The editing emphasises the parallels and contrasts in the story and between characters. Especially impressive is the final sequence where the camera shots cut between the tenement party, Shinza at the bridge and Unno and his wife, and her increasing despair. Then in what is one of the finest ending in cinema an exterior shot follows a bouncing and rolling paper balloon as it rolls into a drainage channel alongside the tenement. The sound, full of effective noises throughout, here offers the off-screen voices of children playing.

If the ending offers a visual symbol that operates as a striking metaphor then the film continually offers motifs that reflect on the characters.
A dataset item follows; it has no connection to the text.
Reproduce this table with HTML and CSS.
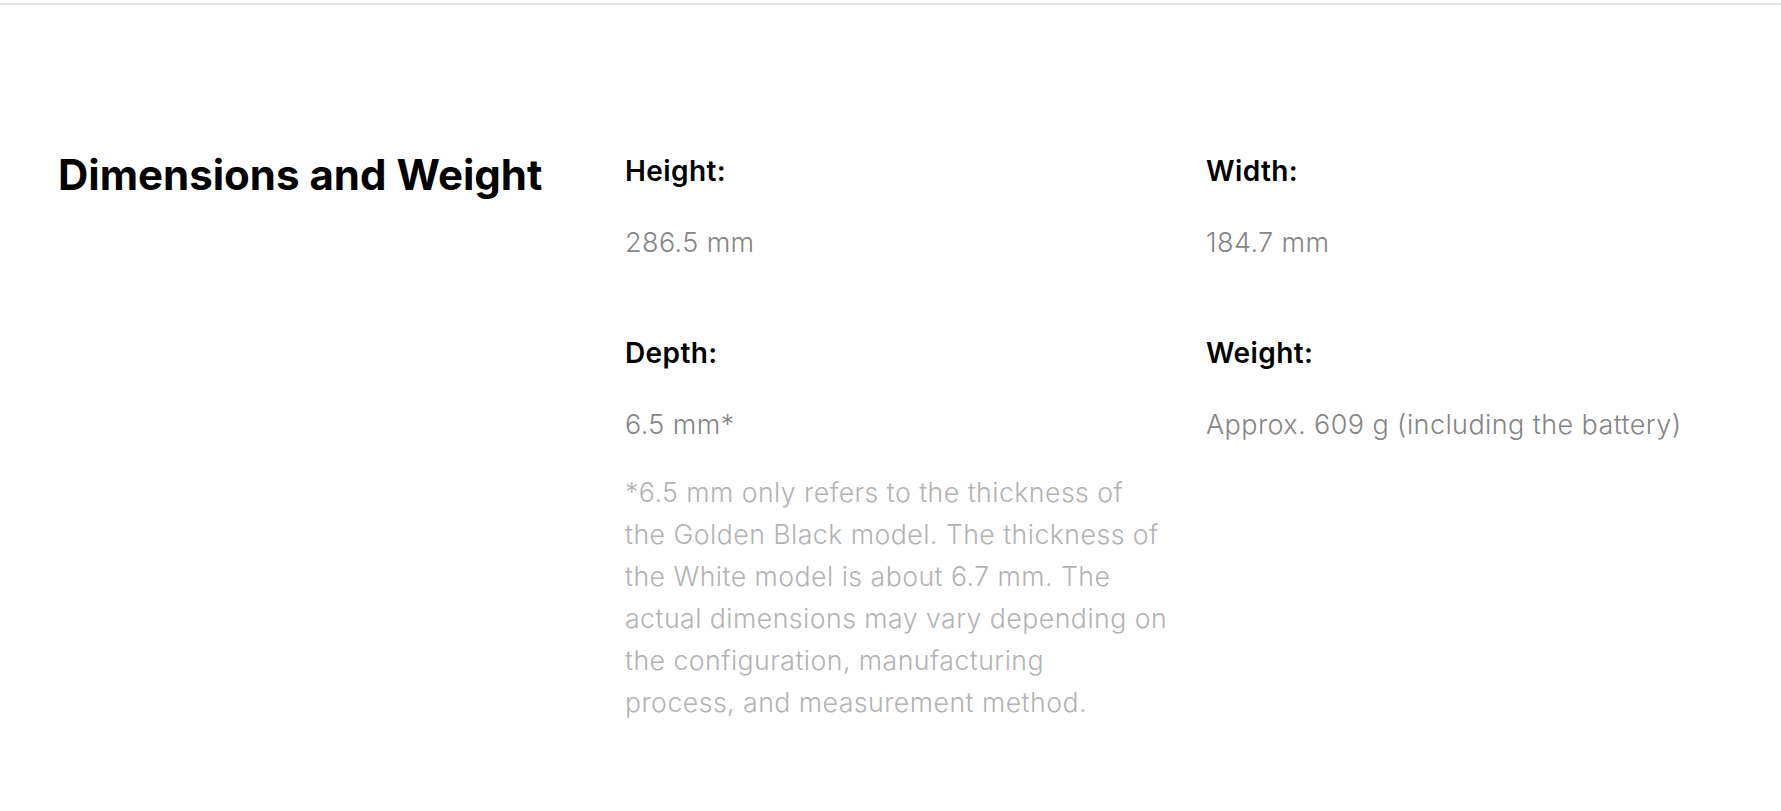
FILE: index.html
```html
<!DOCTYPE html>
<html lang="en">
<head>
<meta charset="utf-8">
<title>Dimensions and Weight</title>
<link rel="stylesheet" href="styles.css">
</head>
<body>
<div class="topline"></div>
<section class="specs">
  <h2 class="specs-title">Dimensions and Weight</h2>
  <div class="specs-grid">
    <div class="item">
      <div class="label">Height:</div>
      <div class="value">286.5 mm</div>
    </div>
    <div class="item">
      <div class="label">Width:</div>
      <div class="value">184.7 mm</div>
    </div>
    <div class="item">
      <div class="label">Depth:</div>
      <div class="value">6.5 mm*</div>
      <p class="note">*6.5 mm only refers to the thickness of<br>the Golden Black model. The thickness of<br>the White model is about 6.7 mm. The<br>actual dimensions may vary depending on<br>the configuration, manufacturing<br>process, and measurement method.</p>
    </div>
    <div class="item">
      <div class="label">Weight:</div>
      <div class="value">Approx. 609 g (including the battery)</div>
    </div>
  </div>
</section>
</body>
</html>
```

FILE: styles.css
```css
html, body {
  margin: 0;
  padding: 0;
  background: #ffffff;
}
body {
  font-family: Inter, "Liberation Sans", sans-serif;
  color: #000;
}
.topline {
  margin-top: 3px;
  height: 2px;
  background: #e6e6e6;
}
.specs {
  display: grid;
  grid-template-columns: 567px 1fr;
  padding: 149px 26px 0 58px;
}
.specs-title {
  margin: 0;
  font-size: 42px;
  line-height: 42px;
  font-weight: 700;
  letter-spacing: 0;
}
.specs-grid {
  display: grid;
  grid-template-columns: 549px 549px;
  column-gap: 32px;
  row-gap: 74px;
}
.label {
  font-size: 28px;
  line-height: 34px;
  font-weight: 600;
  letter-spacing: 0.4px;
}
.value {
  margin-top: 36px;
  font-size: 27px;
  line-height: 38px;
  font-weight: 300;
  letter-spacing: 0.4px;
  color: #858585;
}
.note {
  margin: 27px 0 0;
  font-size: 26.7px;
  line-height: 42px;
  font-weight: 300;
  letter-spacing: 0.45px;
  white-space: nowrap;
  color: #b3b3b3;
}
```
There is the letter that Unno carries back and forth as he vainly seeks an audience with the pawnbroker. Finally it is drop in the mud [following heavy rain] where it lies unnoticed. Paralleling this is a flowered hairpin that is dropped by Okoma, [apparently at the same spot]. It lies there, is picked up but then dropped back in the m mud by Shinza.

The print quality was not great. In particular the contrast was limited so the full effect of deep focus was not always that apparent. But the 35mm print was sufficient to demonstrate just why this is one of the most celebrated of Japanese films. The film clearly subverts the Samurai code of the bushido, values central to the militaristic regime of the period and which had for nearly a century offered resistance to the modernisation process in Japan.